■ Exercise directions ■
Write the material out again in full, word for word. Do not include the pictures.

■ Dataset section ■

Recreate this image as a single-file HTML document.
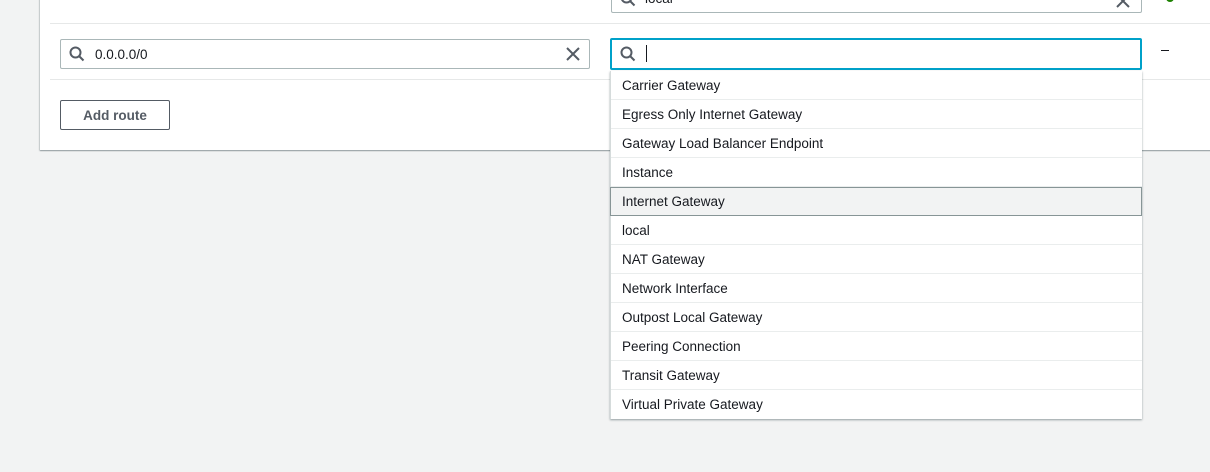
<!DOCTYPE html>
<html><head><style>
body{margin:0;width:1210px;height:472px;background:#f2f3f3;font-family:"Liberation Sans",sans-serif;overflow:hidden;position:relative;color:#16191f}
.panel{position:absolute;left:40px;top:-2px;width:1180px;height:152px;background:#fff;box-shadow:0 1px 1px rgba(0,28,36,.3),0 0 1px 1px rgba(0,28,36,.15)}
.sep{position:absolute;left:50px;width:1170px;height:1px;background:#e6e8e8}
.inp{position:absolute;box-sizing:border-box;background:#fff;border:1px solid #aab7b8;border-radius:2px}
.txt{position:absolute;font-size:13.5px}
svg{position:absolute}
.dd{position:absolute;left:610px;top:71px;width:532px;height:348px;background:#fff;box-shadow:0 1px 2px rgba(0,28,36,.4);border-left:1px solid #d5dbdb;box-sizing:border-box}
.it{height:29px;box-sizing:border-box;border-bottom:1px solid #eaeded;font-size:13.5px;line-height:30px;padding-left:11px}
.it.hl{background:#f2f3f3;border:1px solid #879596;margin-left:-1px;line-height:28px}
.it:last-child{border-bottom:0}
</style></head><body>
<div class="panel"></div>
<div class="sep" style="top:23px"></div>
<div class="sep" style="top:79px"></div>
<div class="inp" style="left:611px;top:-18px;width:531px;height:31px"></div>
<div class="txt" style="left:645px;top:-9px;color:#16191f">local</div>
<svg style="left:620px;top:-9px" width="16" height="16"><circle cx="6.5" cy="6.5" r="5" fill="none" stroke="#545b64" stroke-width="2"/><path d="M10 10L14.5 14.5" stroke="#545b64" stroke-width="2"/></svg>
<svg style="left:1114px;top:-8px" width="18" height="18"><path d="M3 3L15 15M15 3L3 15" stroke="#545b64" stroke-width="2"/></svg>
<div style="position:absolute;left:1166px;top:-6px;width:8px;height:8px;border-radius:50%;background:#1d8102"></div>

<div class="inp" style="left:60px;top:39px;width:530px;height:30px"></div>
<svg style="left:69px;top:46px" width="16" height="16"><circle cx="6.5" cy="6.5" r="5" fill="none" stroke="#545b64" stroke-width="2"/><path d="M10 10L14.5 14.5" stroke="#545b64" stroke-width="2"/></svg>
<div class="txt" style="left:95px;top:47px">0.0.0.0/0</div>
<svg style="left:564px;top:45px" width="18" height="18"><path d="M3 3L15 15M15 3L3 15" stroke="#545b64" stroke-width="2"/></svg>

<div class="inp" style="left:610px;top:38px;width:532px;height:32px;border:2px solid #00a1c9"></div>
<svg style="left:620px;top:46px" width="16" height="16"><circle cx="6.5" cy="6.5" r="5" fill="none" stroke="#545b64" stroke-width="2"/><path d="M10 10L14.5 14.5" stroke="#545b64" stroke-width="2"/></svg>
<div style="position:absolute;left:646px;top:45px;width:1px;height:17px;background:#16191f"></div>
<div style="position:absolute;left:1161px;top:50px;width:8px;height:1px;background:#16191f"></div>

<div style="position:absolute;left:60px;top:100px;width:110px;height:30px;box-sizing:border-box;border:1px solid #545b64;border-radius:2px;background:#fff;font-size:13.5px;font-weight:bold;color:#545b64;text-align:center;line-height:29px">Add route</div>

<div class="dd">
<div class="it">Carrier Gateway</div>
<div class="it">Egress Only Internet Gateway</div>
<div class="it">Gateway Load Balancer Endpoint</div>
<div class="it">Instance</div>
<div class="it hl">Internet Gateway</div>
<div class="it">local</div>
<div class="it">NAT Gateway</div>
<div class="it">Network Interface</div>
<div class="it">Outpost Local Gateway</div>
<div class="it">Peering Connection</div>
<div class="it">Transit Gateway</div>
<div class="it">Virtual Private Gateway</div>
</div>
</body></html>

■ Answer to this exercise ■
Recreate this image as a single-file HTML document.
<!DOCTYPE html>
<html><head><style>
body{margin:0;width:1210px;height:472px;background:#f2f3f3;font-family:"Liberation Sans",sans-serif;overflow:hidden;position:relative;color:#16191f}
.panel{position:absolute;left:40px;top:-2px;width:1180px;height:152px;background:#fff;box-shadow:0 1px 1px rgba(0,28,36,.3),0 0 1px 1px rgba(0,28,36,.15)}
.sep{position:absolute;left:50px;width:1170px;height:1px;background:#e6e8e8}
.inp{position:absolute;box-sizing:border-box;background:#fff;border:1px solid #aab7b8;border-radius:2px}
.txt{position:absolute;font-size:13.5px}
svg{position:absolute}
.dd{position:absolute;left:610px;top:71px;width:532px;height:348px;background:#fff;box-shadow:0 1px 2px rgba(0,28,36,.4);border-left:1px solid #d5dbdb;box-sizing:border-box}
.it{height:29px;box-sizing:border-box;border-bottom:1px solid #eaeded;font-size:13.5px;line-height:30px;padding-left:11px}
.it.hl{background:#f2f3f3;border:1px solid #879596;margin-left:-1px;line-height:28px}
.it:last-child{border-bottom:0}
</style></head><body>
<div class="panel"></div>
<div class="sep" style="top:23px"></div>
<div class="sep" style="top:79px"></div>
<div class="inp" style="left:611px;top:-18px;width:531px;height:31px"></div>
<div class="txt" style="left:645px;top:-9px;color:#16191f">local</div>
<svg style="left:620px;top:-9px" width="16" height="16"><circle cx="6.5" cy="6.5" r="5" fill="none" stroke="#545b64" stroke-width="2"/><path d="M10 10L14.5 14.5" stroke="#545b64" stroke-width="2"/></svg>
<svg style="left:1114px;top:-8px" width="18" height="18"><path d="M3 3L15 15M15 3L3 15" stroke="#545b64" stroke-width="2"/></svg>
<div style="position:absolute;left:1166px;top:-6px;width:8px;height:8px;border-radius:50%;background:#1d8102"></div>

<div class="inp" style="left:60px;top:39px;width:530px;height:30px"></div>
<svg style="left:69px;top:46px" width="16" height="16"><circle cx="6.5" cy="6.5" r="5" fill="none" stroke="#545b64" stroke-width="2"/><path d="M10 10L14.5 14.5" stroke="#545b64" stroke-width="2"/></svg>
<div class="txt" style="left:95px;top:47px">0.0.0.0/0</div>
<svg style="left:564px;top:45px" width="18" height="18"><path d="M3 3L15 15M15 3L3 15" stroke="#545b64" stroke-width="2"/></svg>

<div class="inp" style="left:610px;top:38px;width:532px;height:32px;border:2px solid #00a1c9"></div>
<svg style="left:620px;top:46px" width="16" height="16"><circle cx="6.5" cy="6.5" r="5" fill="none" stroke="#545b64" stroke-width="2"/><path d="M10 10L14.5 14.5" stroke="#545b64" stroke-width="2"/></svg>
<div style="position:absolute;left:646px;top:45px;width:1px;height:17px;background:#16191f"></div>
<div style="position:absolute;left:1161px;top:50px;width:8px;height:1px;background:#16191f"></div>

<div style="position:absolute;left:60px;top:100px;width:110px;height:30px;box-sizing:border-box;border:1px solid #545b64;border-radius:2px;background:#fff;font-size:13.5px;font-weight:bold;color:#545b64;text-align:center;line-height:29px">Add route</div>

<div class="dd">
<div class="it">Carrier Gateway</div>
<div class="it">Egress Only Internet Gateway</div>
<div class="it">Gateway Load Balancer Endpoint</div>
<div class="it">Instance</div>
<div class="it hl">Internet Gateway</div>
<div class="it">local</div>
<div class="it">NAT Gateway</div>
<div class="it">Network Interface</div>
<div class="it">Outpost Local Gateway</div>
<div class="it">Peering Connection</div>
<div class="it">Transit Gateway</div>
<div class="it">Virtual Private Gateway</div>
</div>
</body></html>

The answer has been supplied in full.